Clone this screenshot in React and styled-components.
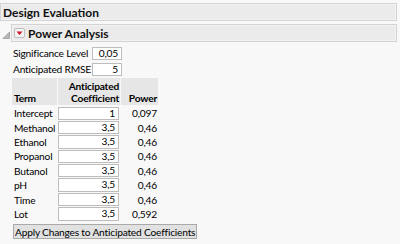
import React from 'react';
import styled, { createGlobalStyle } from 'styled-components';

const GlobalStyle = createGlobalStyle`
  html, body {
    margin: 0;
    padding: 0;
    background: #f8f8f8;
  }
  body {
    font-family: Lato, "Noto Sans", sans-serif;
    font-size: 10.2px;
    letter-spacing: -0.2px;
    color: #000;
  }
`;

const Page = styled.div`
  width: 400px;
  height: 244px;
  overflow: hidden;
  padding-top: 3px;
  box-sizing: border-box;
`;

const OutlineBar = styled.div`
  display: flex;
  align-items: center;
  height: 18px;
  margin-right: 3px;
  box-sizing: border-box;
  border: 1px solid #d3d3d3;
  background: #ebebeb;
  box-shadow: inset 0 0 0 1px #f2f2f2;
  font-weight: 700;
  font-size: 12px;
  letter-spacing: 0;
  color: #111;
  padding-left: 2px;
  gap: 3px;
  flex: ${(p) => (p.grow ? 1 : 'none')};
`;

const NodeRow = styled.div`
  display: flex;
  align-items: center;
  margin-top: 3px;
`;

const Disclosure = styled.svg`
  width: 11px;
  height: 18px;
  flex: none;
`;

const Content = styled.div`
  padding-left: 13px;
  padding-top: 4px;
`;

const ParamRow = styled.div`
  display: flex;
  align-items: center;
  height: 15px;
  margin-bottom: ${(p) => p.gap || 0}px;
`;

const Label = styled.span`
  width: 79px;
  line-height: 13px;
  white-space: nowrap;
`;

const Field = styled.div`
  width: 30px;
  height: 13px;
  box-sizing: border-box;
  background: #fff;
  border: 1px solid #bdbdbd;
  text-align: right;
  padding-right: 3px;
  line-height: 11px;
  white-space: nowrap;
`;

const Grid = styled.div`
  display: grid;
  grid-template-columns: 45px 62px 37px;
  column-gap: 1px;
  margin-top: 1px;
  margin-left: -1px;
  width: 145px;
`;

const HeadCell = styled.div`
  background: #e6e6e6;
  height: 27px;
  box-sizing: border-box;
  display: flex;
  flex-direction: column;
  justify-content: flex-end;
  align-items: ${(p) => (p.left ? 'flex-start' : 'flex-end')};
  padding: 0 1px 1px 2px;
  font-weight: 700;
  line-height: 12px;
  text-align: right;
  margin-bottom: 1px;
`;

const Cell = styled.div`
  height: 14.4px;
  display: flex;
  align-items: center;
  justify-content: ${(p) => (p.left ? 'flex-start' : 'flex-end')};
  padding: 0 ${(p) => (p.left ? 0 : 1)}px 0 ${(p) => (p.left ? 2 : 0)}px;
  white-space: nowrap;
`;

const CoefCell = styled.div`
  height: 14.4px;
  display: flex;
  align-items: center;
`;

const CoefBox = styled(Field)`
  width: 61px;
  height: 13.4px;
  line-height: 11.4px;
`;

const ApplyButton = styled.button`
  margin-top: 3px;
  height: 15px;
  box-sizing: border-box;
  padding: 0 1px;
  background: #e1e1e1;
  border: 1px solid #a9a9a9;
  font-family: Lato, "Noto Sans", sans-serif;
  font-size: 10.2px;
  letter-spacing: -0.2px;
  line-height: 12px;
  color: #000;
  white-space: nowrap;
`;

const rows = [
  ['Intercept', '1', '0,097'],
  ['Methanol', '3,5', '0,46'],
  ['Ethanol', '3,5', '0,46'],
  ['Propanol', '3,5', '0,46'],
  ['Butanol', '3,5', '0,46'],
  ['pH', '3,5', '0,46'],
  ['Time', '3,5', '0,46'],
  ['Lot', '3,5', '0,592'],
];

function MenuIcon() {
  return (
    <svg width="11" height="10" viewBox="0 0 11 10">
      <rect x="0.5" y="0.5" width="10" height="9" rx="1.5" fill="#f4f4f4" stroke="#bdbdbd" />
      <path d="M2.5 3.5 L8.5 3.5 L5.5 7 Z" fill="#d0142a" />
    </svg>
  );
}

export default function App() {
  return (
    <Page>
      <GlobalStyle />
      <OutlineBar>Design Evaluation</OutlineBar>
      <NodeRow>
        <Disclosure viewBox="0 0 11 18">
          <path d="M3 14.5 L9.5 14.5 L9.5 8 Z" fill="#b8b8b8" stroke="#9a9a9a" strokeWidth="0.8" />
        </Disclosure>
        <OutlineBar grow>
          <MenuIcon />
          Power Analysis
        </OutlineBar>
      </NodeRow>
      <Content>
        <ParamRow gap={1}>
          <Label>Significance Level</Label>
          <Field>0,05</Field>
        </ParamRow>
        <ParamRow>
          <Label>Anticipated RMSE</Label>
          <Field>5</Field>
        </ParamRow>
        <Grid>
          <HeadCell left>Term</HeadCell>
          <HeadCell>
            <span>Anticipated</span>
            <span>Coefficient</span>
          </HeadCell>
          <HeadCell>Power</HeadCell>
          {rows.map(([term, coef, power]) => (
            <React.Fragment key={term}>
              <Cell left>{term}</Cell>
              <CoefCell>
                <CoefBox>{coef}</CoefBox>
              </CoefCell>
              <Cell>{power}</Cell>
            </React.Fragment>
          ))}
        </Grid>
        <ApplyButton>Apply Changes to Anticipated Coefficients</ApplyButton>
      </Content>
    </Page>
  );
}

= THE TASK =
Every line containing the string "components" must be listed.

= SOLUTION FOR THIS TASK =
Clone this screenshot in React and styled-components.
import styled, { createGlobalStyle } from 'styled-components';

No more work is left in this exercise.